[BEGIN]

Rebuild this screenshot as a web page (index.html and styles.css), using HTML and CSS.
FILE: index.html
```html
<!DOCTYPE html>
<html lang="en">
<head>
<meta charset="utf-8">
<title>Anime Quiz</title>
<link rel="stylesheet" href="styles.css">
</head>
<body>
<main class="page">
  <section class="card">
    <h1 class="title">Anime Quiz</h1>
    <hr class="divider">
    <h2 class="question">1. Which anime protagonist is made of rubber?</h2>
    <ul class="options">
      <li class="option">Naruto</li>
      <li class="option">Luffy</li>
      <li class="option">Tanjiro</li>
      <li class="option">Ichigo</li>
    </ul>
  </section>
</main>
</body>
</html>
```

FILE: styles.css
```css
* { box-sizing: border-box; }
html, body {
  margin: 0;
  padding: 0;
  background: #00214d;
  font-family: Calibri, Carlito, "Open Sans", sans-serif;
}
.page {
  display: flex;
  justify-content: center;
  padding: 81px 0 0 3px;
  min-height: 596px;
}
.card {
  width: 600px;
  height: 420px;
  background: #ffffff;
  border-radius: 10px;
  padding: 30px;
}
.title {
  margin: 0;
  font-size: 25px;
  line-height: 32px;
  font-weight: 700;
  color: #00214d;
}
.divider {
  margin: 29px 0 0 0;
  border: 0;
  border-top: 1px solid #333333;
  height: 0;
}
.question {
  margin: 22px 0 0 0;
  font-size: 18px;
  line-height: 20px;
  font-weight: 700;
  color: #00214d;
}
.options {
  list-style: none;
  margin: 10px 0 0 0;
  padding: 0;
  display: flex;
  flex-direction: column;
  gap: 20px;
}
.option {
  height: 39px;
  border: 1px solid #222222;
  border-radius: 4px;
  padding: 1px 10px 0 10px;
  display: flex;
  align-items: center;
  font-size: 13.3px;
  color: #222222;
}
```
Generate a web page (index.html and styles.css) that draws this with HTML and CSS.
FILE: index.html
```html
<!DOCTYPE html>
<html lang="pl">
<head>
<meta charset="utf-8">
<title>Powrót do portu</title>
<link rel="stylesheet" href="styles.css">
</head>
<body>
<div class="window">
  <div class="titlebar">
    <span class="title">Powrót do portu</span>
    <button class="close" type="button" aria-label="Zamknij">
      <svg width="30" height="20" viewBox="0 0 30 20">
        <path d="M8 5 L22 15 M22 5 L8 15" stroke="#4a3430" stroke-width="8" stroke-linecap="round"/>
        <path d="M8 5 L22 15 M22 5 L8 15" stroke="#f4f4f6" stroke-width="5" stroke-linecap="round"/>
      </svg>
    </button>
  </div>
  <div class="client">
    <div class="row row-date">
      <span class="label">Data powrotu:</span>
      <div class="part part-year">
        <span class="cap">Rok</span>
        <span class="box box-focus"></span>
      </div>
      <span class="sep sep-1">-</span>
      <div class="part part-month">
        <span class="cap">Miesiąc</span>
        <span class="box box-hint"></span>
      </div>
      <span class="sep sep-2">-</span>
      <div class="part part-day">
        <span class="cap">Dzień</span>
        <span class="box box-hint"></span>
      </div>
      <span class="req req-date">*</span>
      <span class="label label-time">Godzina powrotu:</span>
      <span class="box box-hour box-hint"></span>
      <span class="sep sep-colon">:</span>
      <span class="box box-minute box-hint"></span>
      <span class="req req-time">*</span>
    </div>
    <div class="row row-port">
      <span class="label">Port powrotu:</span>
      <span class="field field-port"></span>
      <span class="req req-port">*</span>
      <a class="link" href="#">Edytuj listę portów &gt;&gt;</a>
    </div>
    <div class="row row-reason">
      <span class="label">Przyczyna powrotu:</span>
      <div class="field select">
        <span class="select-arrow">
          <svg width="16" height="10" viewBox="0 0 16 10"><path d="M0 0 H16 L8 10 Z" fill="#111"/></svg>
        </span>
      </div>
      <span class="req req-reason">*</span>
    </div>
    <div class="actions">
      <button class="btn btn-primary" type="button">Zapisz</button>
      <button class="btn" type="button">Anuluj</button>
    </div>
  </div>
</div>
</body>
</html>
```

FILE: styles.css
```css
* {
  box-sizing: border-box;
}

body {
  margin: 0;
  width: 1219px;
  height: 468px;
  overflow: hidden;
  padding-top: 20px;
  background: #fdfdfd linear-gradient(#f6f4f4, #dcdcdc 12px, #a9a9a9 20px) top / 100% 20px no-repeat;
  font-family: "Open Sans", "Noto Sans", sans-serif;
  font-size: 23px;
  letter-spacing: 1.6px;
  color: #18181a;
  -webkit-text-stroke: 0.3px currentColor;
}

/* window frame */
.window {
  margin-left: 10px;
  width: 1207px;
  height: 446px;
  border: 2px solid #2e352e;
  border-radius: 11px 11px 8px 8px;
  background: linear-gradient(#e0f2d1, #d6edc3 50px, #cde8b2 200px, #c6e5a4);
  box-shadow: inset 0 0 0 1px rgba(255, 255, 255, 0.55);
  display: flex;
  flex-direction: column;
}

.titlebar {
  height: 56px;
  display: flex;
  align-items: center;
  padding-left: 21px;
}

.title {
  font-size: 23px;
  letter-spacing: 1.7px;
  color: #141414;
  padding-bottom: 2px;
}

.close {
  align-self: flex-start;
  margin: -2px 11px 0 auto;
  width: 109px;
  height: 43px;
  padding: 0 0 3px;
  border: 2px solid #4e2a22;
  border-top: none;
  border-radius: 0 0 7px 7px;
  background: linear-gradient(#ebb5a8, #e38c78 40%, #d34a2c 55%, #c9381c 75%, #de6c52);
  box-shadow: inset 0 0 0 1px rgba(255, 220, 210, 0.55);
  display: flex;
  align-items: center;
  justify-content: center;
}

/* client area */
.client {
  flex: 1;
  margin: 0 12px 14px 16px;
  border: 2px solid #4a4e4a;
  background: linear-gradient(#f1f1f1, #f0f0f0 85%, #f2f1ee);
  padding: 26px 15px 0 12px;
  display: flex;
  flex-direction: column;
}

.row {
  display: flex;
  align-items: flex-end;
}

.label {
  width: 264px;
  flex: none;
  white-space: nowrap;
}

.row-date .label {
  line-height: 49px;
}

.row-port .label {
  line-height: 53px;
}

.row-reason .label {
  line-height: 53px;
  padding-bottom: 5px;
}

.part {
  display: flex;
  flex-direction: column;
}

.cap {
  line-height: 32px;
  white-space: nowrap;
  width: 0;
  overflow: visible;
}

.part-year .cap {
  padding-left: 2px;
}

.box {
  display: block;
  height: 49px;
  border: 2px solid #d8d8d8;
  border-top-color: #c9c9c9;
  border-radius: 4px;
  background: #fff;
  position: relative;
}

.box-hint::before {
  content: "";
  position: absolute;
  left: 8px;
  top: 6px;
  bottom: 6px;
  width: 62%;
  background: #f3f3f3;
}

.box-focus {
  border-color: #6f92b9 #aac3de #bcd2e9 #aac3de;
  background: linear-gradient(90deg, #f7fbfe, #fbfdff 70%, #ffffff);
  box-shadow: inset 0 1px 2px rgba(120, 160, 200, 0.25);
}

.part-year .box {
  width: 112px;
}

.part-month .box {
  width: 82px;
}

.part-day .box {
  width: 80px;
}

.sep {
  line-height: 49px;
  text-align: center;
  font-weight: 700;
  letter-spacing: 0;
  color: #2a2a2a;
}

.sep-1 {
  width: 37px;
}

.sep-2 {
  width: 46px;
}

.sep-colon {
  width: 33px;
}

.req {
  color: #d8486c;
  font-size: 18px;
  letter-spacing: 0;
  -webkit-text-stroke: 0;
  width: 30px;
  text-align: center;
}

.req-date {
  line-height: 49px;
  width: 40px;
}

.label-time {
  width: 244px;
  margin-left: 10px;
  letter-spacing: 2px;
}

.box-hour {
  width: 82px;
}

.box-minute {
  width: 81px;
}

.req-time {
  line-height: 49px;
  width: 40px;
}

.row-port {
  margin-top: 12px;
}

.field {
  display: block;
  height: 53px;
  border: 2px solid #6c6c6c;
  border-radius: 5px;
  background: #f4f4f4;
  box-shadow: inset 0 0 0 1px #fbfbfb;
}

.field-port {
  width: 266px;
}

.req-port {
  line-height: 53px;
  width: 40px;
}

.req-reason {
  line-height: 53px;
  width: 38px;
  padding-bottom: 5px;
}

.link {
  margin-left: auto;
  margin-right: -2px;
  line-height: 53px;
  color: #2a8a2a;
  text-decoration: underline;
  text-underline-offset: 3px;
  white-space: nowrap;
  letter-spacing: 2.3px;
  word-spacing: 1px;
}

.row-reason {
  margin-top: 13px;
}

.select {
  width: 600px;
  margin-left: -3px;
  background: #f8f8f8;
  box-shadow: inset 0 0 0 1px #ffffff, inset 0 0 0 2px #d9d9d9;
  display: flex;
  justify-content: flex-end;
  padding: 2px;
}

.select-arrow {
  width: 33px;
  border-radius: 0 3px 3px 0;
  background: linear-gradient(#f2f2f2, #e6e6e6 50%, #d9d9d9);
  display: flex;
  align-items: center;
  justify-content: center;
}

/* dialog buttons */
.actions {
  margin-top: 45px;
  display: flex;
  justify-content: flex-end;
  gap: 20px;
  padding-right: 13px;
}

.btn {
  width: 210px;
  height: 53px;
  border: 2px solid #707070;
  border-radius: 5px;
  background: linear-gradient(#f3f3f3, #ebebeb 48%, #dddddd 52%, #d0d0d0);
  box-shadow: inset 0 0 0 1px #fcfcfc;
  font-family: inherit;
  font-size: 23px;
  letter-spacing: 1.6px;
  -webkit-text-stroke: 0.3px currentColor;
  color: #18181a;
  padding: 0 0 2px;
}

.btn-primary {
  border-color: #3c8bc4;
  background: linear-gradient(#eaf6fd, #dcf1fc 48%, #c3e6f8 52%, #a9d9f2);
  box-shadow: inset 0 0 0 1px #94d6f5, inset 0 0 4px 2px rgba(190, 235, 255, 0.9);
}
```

[END]

THE REQUEST
From the material above, gather all lines that include the string "page" and copy them.

SOLUTION TO THIS TASK
Rebuild this screenshot as a web page (index.html and styles.css), using HTML and CSS.
<main class="page">
.page {
Generate a web page (index.html and styles.css) that draws this with HTML and CSS.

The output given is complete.